Your task is to repeat the entries word for word while leaving out the pictures.

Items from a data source
★ ★ ★ ★

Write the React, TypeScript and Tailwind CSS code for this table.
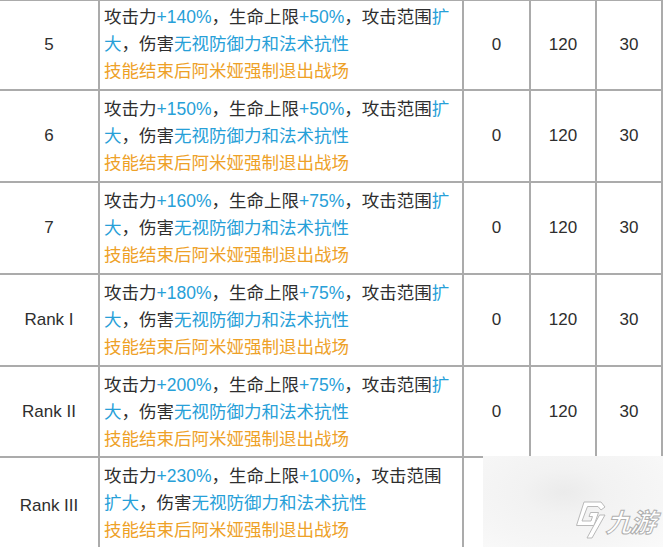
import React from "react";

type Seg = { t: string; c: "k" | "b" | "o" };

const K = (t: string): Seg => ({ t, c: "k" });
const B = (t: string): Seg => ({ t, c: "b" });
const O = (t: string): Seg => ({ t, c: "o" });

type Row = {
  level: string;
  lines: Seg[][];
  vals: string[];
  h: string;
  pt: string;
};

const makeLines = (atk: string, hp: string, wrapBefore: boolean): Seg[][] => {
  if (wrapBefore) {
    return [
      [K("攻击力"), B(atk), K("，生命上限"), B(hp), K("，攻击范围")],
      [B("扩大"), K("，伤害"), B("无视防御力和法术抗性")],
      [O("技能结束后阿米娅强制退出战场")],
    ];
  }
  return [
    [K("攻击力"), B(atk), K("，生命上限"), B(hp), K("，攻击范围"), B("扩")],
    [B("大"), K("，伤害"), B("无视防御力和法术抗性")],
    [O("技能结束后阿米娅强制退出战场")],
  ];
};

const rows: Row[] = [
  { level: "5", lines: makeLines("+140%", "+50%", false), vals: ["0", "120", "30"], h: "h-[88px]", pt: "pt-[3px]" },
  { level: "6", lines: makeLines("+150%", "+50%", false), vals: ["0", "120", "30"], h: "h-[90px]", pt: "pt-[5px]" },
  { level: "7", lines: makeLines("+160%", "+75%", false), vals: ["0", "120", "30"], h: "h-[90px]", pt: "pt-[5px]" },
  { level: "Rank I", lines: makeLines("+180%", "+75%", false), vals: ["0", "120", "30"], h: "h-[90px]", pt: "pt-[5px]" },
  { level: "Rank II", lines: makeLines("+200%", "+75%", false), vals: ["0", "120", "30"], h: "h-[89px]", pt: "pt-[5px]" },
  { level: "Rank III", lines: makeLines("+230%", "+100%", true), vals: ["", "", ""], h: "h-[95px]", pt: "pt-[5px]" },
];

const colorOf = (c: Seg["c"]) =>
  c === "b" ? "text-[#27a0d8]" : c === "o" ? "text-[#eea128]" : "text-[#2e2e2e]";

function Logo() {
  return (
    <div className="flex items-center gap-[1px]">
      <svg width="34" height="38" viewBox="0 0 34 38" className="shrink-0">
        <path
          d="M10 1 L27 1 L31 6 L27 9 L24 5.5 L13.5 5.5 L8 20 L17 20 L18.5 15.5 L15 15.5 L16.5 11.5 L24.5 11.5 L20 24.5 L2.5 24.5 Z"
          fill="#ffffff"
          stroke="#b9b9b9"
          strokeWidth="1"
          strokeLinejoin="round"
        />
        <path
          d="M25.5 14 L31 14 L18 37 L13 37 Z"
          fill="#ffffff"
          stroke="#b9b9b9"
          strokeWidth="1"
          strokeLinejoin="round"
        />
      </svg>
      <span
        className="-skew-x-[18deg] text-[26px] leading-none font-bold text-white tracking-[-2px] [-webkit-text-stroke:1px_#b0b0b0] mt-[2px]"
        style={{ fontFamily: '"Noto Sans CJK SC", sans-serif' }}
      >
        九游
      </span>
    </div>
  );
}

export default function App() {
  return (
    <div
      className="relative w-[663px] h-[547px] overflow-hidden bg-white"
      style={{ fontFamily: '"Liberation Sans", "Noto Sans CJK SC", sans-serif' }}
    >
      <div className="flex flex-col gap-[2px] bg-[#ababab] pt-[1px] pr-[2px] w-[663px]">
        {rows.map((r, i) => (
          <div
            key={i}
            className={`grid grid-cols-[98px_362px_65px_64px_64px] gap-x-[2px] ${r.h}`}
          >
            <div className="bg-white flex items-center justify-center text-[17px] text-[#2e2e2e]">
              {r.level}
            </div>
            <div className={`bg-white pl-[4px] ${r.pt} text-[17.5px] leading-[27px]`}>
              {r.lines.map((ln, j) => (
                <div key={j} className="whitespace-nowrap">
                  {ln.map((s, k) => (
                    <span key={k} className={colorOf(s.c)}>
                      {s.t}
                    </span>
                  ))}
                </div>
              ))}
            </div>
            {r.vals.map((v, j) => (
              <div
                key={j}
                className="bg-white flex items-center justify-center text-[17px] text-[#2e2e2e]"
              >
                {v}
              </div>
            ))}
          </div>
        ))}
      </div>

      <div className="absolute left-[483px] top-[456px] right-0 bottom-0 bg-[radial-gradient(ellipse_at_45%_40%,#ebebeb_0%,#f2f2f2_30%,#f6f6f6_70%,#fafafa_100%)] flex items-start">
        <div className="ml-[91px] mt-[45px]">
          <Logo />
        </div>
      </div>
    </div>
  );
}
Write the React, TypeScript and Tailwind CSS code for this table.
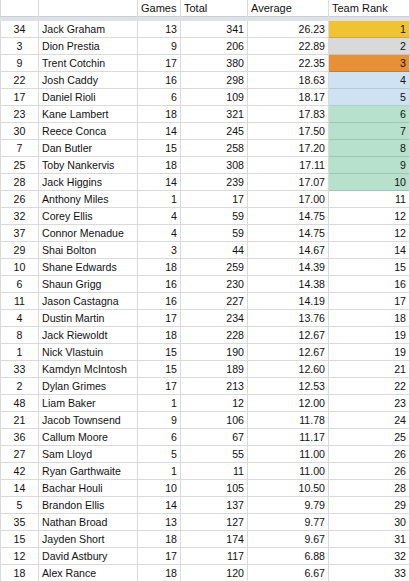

★ ★ ★ ★

**Response:**
Write the React, TypeScript and Tailwind CSS code for this table.
import React from "react";

type Seg = { t: string; c: "k" | "b" | "o" };

const K = (t: string): Seg => ({ t, c: "k" });
const B = (t: string): Seg => ({ t, c: "b" });
const O = (t: string): Seg => ({ t, c: "o" });

type Row = {
  level: string;
  lines: Seg[][];
  vals: string[];
  h: string;
  pt: string;
};

const makeLines = (atk: string, hp: string, wrapBefore: boolean): Seg[][] => {
  if (wrapBefore) {
    return [
      [K("攻击力"), B(atk), K("，生命上限"), B(hp), K("，攻击范围")],
      [B("扩大"), K("，伤害"), B("无视防御力和法术抗性")],
      [O("技能结束后阿米娅强制退出战场")],
    ];
  }
  return [
    [K("攻击力"), B(atk), K("，生命上限"), B(hp), K("，攻击范围"), B("扩")],
    [B("大"), K("，伤害"), B("无视防御力和法术抗性")],
    [O("技能结束后阿米娅强制退出战场")],
  ];
};

const rows: Row[] = [
  { level: "5", lines: makeLines("+140%", "+50%", false), vals: ["0", "120", "30"], h: "h-[88px]", pt: "pt-[3px]" },
  { level: "6", lines: makeLines("+150%", "+50%", false), vals: ["0", "120", "30"], h: "h-[90px]", pt: "pt-[5px]" },
  { level: "7", lines: makeLines("+160%", "+75%", false), vals: ["0", "120", "30"], h: "h-[90px]", pt: "pt-[5px]" },
  { level: "Rank I", lines: makeLines("+180%", "+75%", false), vals: ["0", "120", "30"], h: "h-[90px]", pt: "pt-[5px]" },
  { level: "Rank II", lines: makeLines("+200%", "+75%", false), vals: ["0", "120", "30"], h: "h-[89px]", pt: "pt-[5px]" },
  { level: "Rank III", lines: makeLines("+230%", "+100%", true), vals: ["", "", ""], h: "h-[95px]", pt: "pt-[5px]" },
];

const colorOf = (c: Seg["c"]) =>
  c === "b" ? "text-[#27a0d8]" : c === "o" ? "text-[#eea128]" : "text-[#2e2e2e]";

function Logo() {
  return (
    <div className="flex items-center gap-[1px]">
      <svg width="34" height="38" viewBox="0 0 34 38" className="shrink-0">
        <path
          d="M10 1 L27 1 L31 6 L27 9 L24 5.5 L13.5 5.5 L8 20 L17 20 L18.5 15.5 L15 15.5 L16.5 11.5 L24.5 11.5 L20 24.5 L2.5 24.5 Z"
          fill="#ffffff"
          stroke="#b9b9b9"
          strokeWidth="1"
          strokeLinejoin="round"
        />
        <path
          d="M25.5 14 L31 14 L18 37 L13 37 Z"
          fill="#ffffff"
          stroke="#b9b9b9"
          strokeWidth="1"
          strokeLinejoin="round"
        />
      </svg>
      <span
        className="-skew-x-[18deg] text-[26px] leading-none font-bold text-white tracking-[-2px] [-webkit-text-stroke:1px_#b0b0b0] mt-[2px]"
        style={{ fontFamily: '"Noto Sans CJK SC", sans-serif' }}
      >
        九游
      </span>
    </div>
  );
}

export default function App() {
  return (
    <div
      className="relative w-[663px] h-[547px] overflow-hidden bg-white"
      style={{ fontFamily: '"Liberation Sans", "Noto Sans CJK SC", sans-serif' }}
    >
      <div className="flex flex-col gap-[2px] bg-[#ababab] pt-[1px] pr-[2px] w-[663px]">
        {rows.map((r, i) => (
          <div
            key={i}
            className={`grid grid-cols-[98px_362px_65px_64px_64px] gap-x-[2px] ${r.h}`}
          >
            <div className="bg-white flex items-center justify-center text-[17px] text-[#2e2e2e]">
              {r.level}
            </div>
            <div className={`bg-white pl-[4px] ${r.pt} text-[17.5px] leading-[27px]`}>
              {r.lines.map((ln, j) => (
                <div key={j} className="whitespace-nowrap">
                  {ln.map((s, k) => (
                    <span key={k} className={colorOf(s.c)}>
                      {s.t}
                    </span>
                  ))}
                </div>
              ))}
            </div>
            {r.vals.map((v, j) => (
              <div
                key={j}
                className="bg-white flex items-center justify-center text-[17px] text-[#2e2e2e]"
              >
                {v}
              </div>
            ))}
          </div>
        ))}
      </div>

      <div className="absolute left-[483px] top-[456px] right-0 bottom-0 bg-[radial-gradient(ellipse_at_45%_40%,#ebebeb_0%,#f2f2f2_30%,#f6f6f6_70%,#fafafa_100%)] flex items-start">
        <div className="ml-[91px] mt-[45px]">
          <Logo />
        </div>
      </div>
    </div>
  );
}
Write the React, TypeScript and Tailwind CSS code for this table.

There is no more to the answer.